Estes Park is known as the base camp for the Rocky Mountain National Park. Sitting at almost 2,300 meters, the mountainous village boasts picturesque views as well as a plethora of outdoor adventure activities.

Boulder is the 12th most populated city in Colorado, with a population of 102,034 people as of 2023. It also has a relatively high elevation, sitting at 1,655 meters above sea level. 

If you are planning a trip to Estes Park and Boulder, this article will give you important information to help decide your itinerary. The article will discuss:

  • The 3 best routes from Boulder to Estes Park
  • Things to see and do along the way
  • Public transportation options from Boulder to Estes Park.

Let’s go!

The Best Routes from Boulder to Estes Park 

There are 3 main routes from Boulder to Estes Park. The US-36 West Route, the CO-7 North Route or Peak to Peak Highway, and the CO-119 to CO-72 to CO-7 Route. 

Each route has its own positives and negatives which are discussed below. Regardless, the Colorado Department of Transportation urges drivers to always check road updates before embarking on a trip.

US-36 Route

The US-36 Route is the fastest way to get to Estes Park from Boulder. It leaves Boulder to the North and passes through Lyon before heading straight to Estes Park.
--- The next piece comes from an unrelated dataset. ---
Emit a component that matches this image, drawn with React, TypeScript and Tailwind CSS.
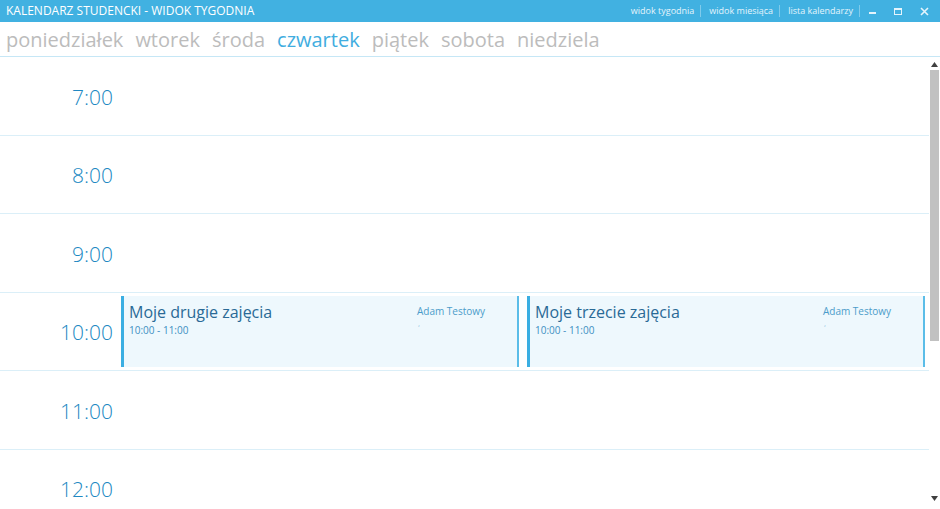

This route takes around 1 hour and is 60.5 kilometres in distance. 

Of the three routes, it has the lowest elevation so is likely to be the least affected by winter conditions – a positive if you are traveling at this time!

The drive between Lyon and Estes Park contains views of unique rock formations, but this route is definitely the least scenic. 

As the US-36 is the main route from Boulder through the Rocky Mountains National Park it can get busy. Congestion at peak travel times should be expected.

Estes Park from Boulder via US-36 Route

CO-7 North

Traveling from Boulder to Estes Park on the CO-7 North will take around 1 hour and 15 minutes over a distance of 52 miles. The route starts on the US-36 before joining the CO-7 at Lyon to head through South St. Vrain Canyon. 

This route is comparatively more scenic than just driving the US-36 and will reward you with brilliant views of the Rocky Mountain National Park. Congestion should be expected on the US-36 leaving Boulder. 

One negative to this route is the major plan to develop the CO-7 by 2040. Significant road works and increased congestion are to be expected. 

Estes Park from Boulder via CO-7 North

CO-119 to CO-72 to CO-7 Route 

The route to Estes Park is the longest of the 3 with 1 hour 25 minutes of travel time and a distance of 59 miles. However, it does include some cool and quirky little towns and picturesque mountain roads. 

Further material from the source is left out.